Shell Alaska Vice President Pete Slaiby said approval of the oil spill response plan is a major milestone. The decision, he said, validates the huge amount of time, technology and resources the company has dedicated to assembling an Arctic oil spill response fleet.
The company spent $2.1 billion on leases in the Chukchi Sea at a 2008 lease sale that was challenged by environmental groups, which claimed federal regulators did not follow environmental law before putting leases up for bid. The sale remains under court review.
Salazar said the approval of Shell’s plan was guided by the latest science, new safety standards and lessons learned from Deepwater Horizon.
Besides the capping stack, Shell had to show the capability to capture and collect oil from the stack and to have a second drilling ship stationed nearby that was capable of drilling a relief well that could kill a well blowout.
Shell’s Chukchi wells are proposed for the Burger Prospect, about 70 miles offshore in about 140 feet of water.

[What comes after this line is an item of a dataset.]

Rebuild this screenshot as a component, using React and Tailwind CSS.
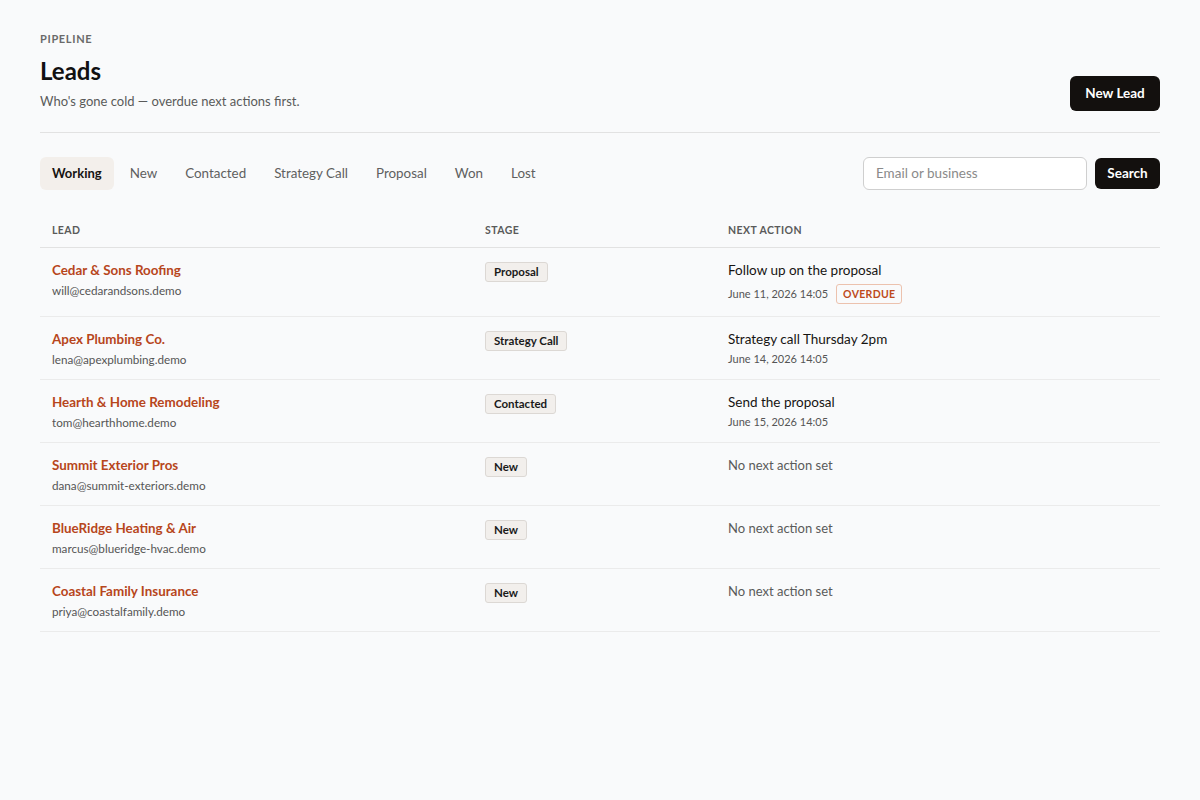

Slaiby has said the site presents far fewer technical challenges and cannot be compared to the deep-water drilling and high pressures involved in the Deepwater Horizon blowout.
James A. Watson, director of the Bureau of Safety and Environmental Enforcement, said Shell’s plan underwent an exhaustive review and his agency had confidence that the company can pre-stage equipment and personnel for effective spill response.
Alaska’s elected officials praised the decision. Upward of 90 percent of state government revenue is tied to the oil industry, but the trans-Alaska pipeline has been running at less than one-third capacity as North Slope oil fields have matured and reserves have dwindled.
Sen. Mark Begich, D-Alaska, said the announcement showed the federal government is preparing for short-term emergency response as well as long-term science for responsible development of Arctic resources.
“Alaskans should be assured the federal government is taking this seriously and has plans in place,” he said.
Sen. Lisa Murkowski, R-Alaska, congratulated the Interior Department.
“Today’s decision confirms what we’ve known for some time — that Shell has put together a robust and comprehensive spill prevention and response plan that offers the highest level of environmental protection,” she said.
Yet, Shell faces other hurdles.
The federal government approved Shell’s Chukchi Sea exploration plan with the condition that the company stop drilling into hydrocarbon zones 38 days before sea ice forms around the lease area. The condition was put in place so Shell would have time to fix a wellhead blowout while operating in open water. However, the requirement cuts a 105-day open water drilling season down by 38 days. Shell is seeking to reverse the decision.
Shell plans to use the drill ship Noble Discoverer in the Chukchi. The vessel is drilling a well in New Zealand before a trip to the West Coast for modifications.
Shell is awaiting a decision on an appeal by environmental groups of EPA air permits for a second drill ship, the Kulluk, which Shell will use for Beaufort Sea drilling. The Kulluk also could drill a relief well in the Chukchi Sea if a blowout disabled the Noble Discoverer.
The Kulluk is undergoing upgrades in Seattle, including replacement of its engines to make them compliant with air standards.